Summary:
In preparation for a discussion in class on Wayne Nirode’s article, “Creating Quadrilaterals from Quadrilaterals,” (the link takes you to a place where you can choose to purchase the full article) I read it and took notes that provided a lot of insights into how to best create tasks that engage my students and enlarge their minds, no matter the level of intellect. This quadrilaterals task began with students creating new convex quadrilaterals from the given convex quadrilaterals by connecting the four midpoints of each side in a successive order, for example. Each student was asked to create his or her own 10 rules for creating new quadrilaterals, and by the time the class gathered together all of their rules, there were up to 150 unique ideas! With all of these rules, groups of students were assigned a few to prove on their own, analyze each of them, and create posters presenting the rule and its proof. Each proof analyzed which kind of quadrilateral could be made using the given rule based on the starting quadrilateral. As I read about this task and the successes that came from it, I learned that I could create tasks with both a low floor and a high ceiling (LFHC). LFHC is used to describe educational tasks that are easy to begin and think about at first, but that the same task could encourage deeper thinking within students who finish quickly, or quickly learn the fundamental mathematical concepts for the task. Creating Quadrilaterals from Quadrilaterals is the perfect example of a LFHC task.
The professor and students studying to be educators in the future in my Teaching With Technology class at Brigham Young University (BYU) extensively discussed ideas that stemmed from this task. While we talked a little bit about the benefits of the quadrilaterals task, we branched off for the majority of the discussion and shared ideas about the best ways we could implement geometric proofs in our future classrooms. The task given provided multiple opportunities for students to grapple with different quadrilaterals and trying to prove them. If they got stuck, the task gave an opportunity for students to move onto a different rule to try to prove together. If proofs are wrong, students can discuss all the ways instead of just the right ways to complete the proofs. This would enlarge their minds as they consider why certain reasoning is wrong. This will surely solidify their understanding of why certain proofs are correct as well. In addition, my classmates and I all reminded each other about some critical geometric definitions, such as orthocenters, centroids, and incenters, and how they all relate to exploring relationships with triangles. Someone noted that if there is this much variety (and more) in exploration of characteristics of triangles in geometry, how many more characteristics could be explored in quadrilateral characteristics!
Critique:
In our class discussion, it was mentioned that students will distract themselves with anything, no matter what task you give them, and that the only thing you can do to help engage the students is to give them an especially engaging task. While I do believe this is helpful (and vital) in keeping students’ attention, I also believe my responsibility to help them stay on task only goes so far. I want to instill within each of students a personal responsibility and accountabliltiy for their learning. However, I also believe that it is my job as their teacher to create the best environment possible to facilitate meaningful learning experiences. I can do this with what I put on my walls, my established rules in the classroom, and a trusting teacher-student relationship with each pupil.

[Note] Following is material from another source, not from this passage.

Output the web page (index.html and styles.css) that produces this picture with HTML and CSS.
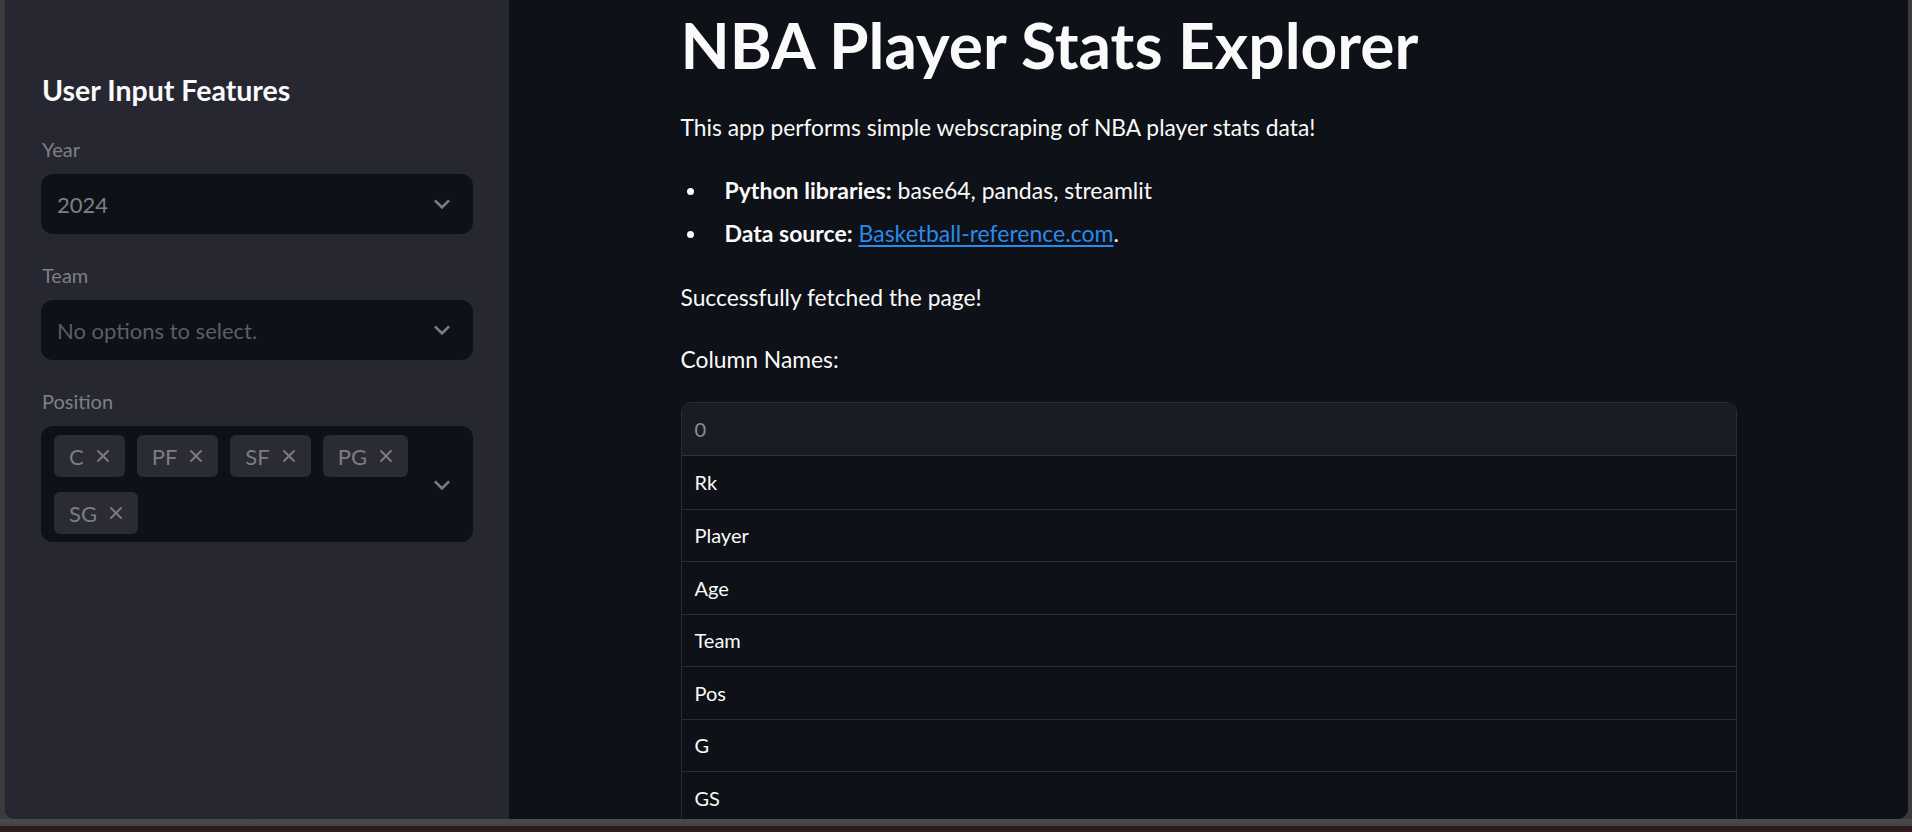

While I love the part of the task when students are able to get together in a group and prove different rules for creating new quadrilaterals because they can bounce ideas off of one another, I think this task would be far too long, and students might start to not like it after about 2 class periods. Making posters fosters creativity and engages the right side of the brain in a mathematics classroom—which does not happen very often! However, I believe making posters would take up too much valuable time in the classroom.
Connections:
The article provided an excellent example of the kinds of tasks I want to use in my future classroom. This task is similar to a practice we have discussed as a class in previous discussions that I would love to implement—that is, I would like to use the textbook as a resource in creating meaningful tasks for students as I search the example problems in the back or at the end of the section, and begin my lesson with a question towards the end. These questions are written for an audience who has already learned the material and is simply thinking about the concepts deeper for further enlightenment. If I choose to begin my lessons with these types of questions, students can grapple with it and come to their own conclusions. They can seek to learn the processes and procedures on their own with a facilitated discussion. This task seems to be something Nirode took from the back of a textbook to begin with, and ran with it, hoping students would learn powerful facts and concepts about quadrilaterals through their own exploration of it rather than a list of formulas and factual characteristics of quadrilaterals.
Something profound that my professor suggested was to never force students to prove conjectures using the traditional two-column format, where the first column involves the line of logical statements from beginning to end and the second column includes the reasons why the logical statement can be said. In his extensive experience teaching geometry to high school students, he found that they would often write down the “given” and the conclusion but not understand what to write in between. The point of the proof is to encourage creating an argument as to why a certain conjecture is correct (or incorrect, as discussed previously), and not in arguing through a specified two-column format that often gets in the way of the desired purpose of geometric proofs. This discussion changed how I plan on teaching geometric proofs in the future. It is refreshing to remember the true purpose of a proof and how my teaching strategies and tasks can illustrate that.